====== Stored rows

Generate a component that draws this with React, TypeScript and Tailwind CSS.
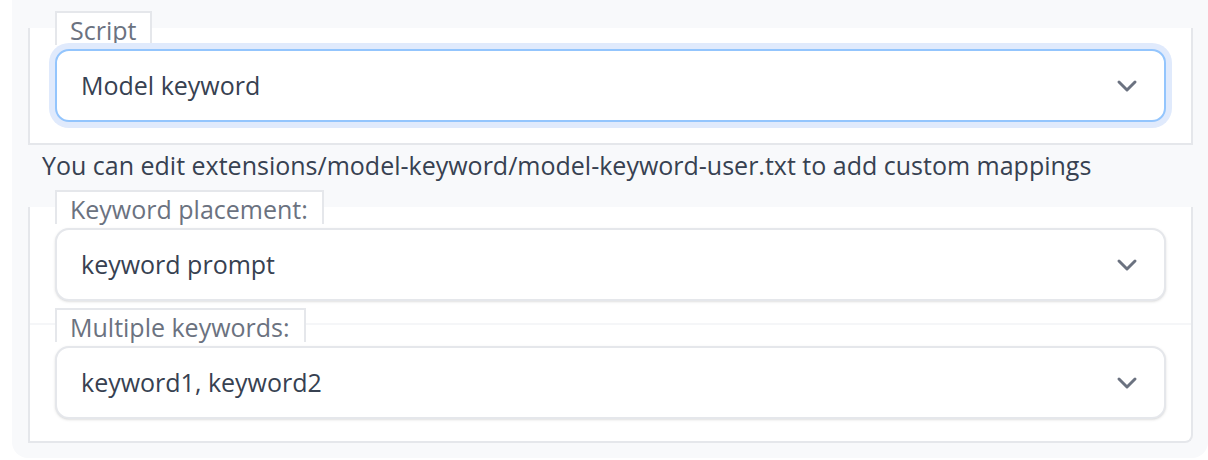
import React from "react";

function Chevron() {
  return (
    <svg width="22" height="14" viewBox="0 0 22 14" fill="none" className="text-[#6b7280]">
      <polyline points="3,3 11,11 19,3" stroke="currentColor" strokeWidth="3" strokeLinecap="round" strokeLinejoin="round" />
    </svg>
  );
}

interface DropdownProps {
  label: string;
  value: string;
  focused?: boolean;
}

function Dropdown({ label, value, focused }: DropdownProps) {
  return (
    <div className="relative">
      <span className="absolute left-0 -top-[38px] flex h-[34px] items-center border-2 border-b-0 border-[#e5e7eb] bg-white pl-[13px] pr-[14px] pt-[2px] text-[25px] leading-none text-[#6b7280]">
        {label}
      </span>
      <div
        className={
          focused
            ? "relative flex h-[73px] items-center justify-between rounded-[14px] border-2 border-[#93c5fd] bg-white pl-[24px] pr-[26px] ring-[6px] ring-[#e0eafc]"
            : "relative flex h-[73px] items-center justify-between rounded-[14px] border-2 border-[#e5e7eb] bg-white pl-[24px] pr-[26px] shadow-sm"
        }
      >
        <span className="text-[25px] leading-none text-[#374151]">{value}</span>
        <Chevron />
      </div>
    </div>
  );
}

export default function App() {
  return (
    <div className="h-[460px] w-[1208px] bg-white pl-[12px] font-['Open_Sans',sans-serif]">
      <div className="h-[458px] w-[1196px] rounded-b-[16px] bg-[#f8f9fb] pl-[16px] pr-[15px] pt-[28px]">
        <div className="border-x-2 border-b-2 border-[#e5e7eb] bg-white px-[25px] pb-[21px] pt-[21px]">
          <Dropdown label="Script" value="Model keyword" focused />
        </div>

        <div className="h-[62px] px-[14px] pt-[4px] text-[25px] leading-[32px] text-[#374151]">
          You can edit extensions/model-keyword/model-keyword-user.txt to add custom mappings
        </div>

        <div className="rounded-br-[8px] border-x-2 border-b-2 border-[#e5e7eb] bg-white">
          <div className="px-[25px] pb-[22px] pt-[21px]">
            <Dropdown label="Keyword placement:" value="keyword prompt" />
          </div>
          <div className="border-t-2 border-[#f5f6f8] px-[25px] pb-[22px] pt-[21px]">
            <Dropdown label="Multiple keywords:" value="keyword1, keyword2" />
          </div>
        </div>
      </div>
    </div>
  );
}
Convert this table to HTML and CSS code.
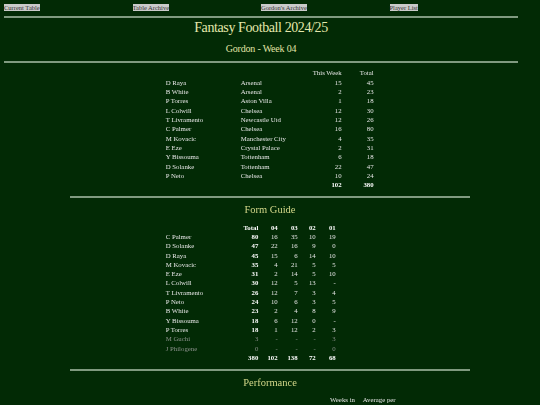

============

Problem -> The required output is the exact run of lines from the start of the records through the line containing "import React from", both ends included, with no pictures.

Exercise solution ->
Generate a component that draws this with React, TypeScript and Tailwind CSS.
import React from "react";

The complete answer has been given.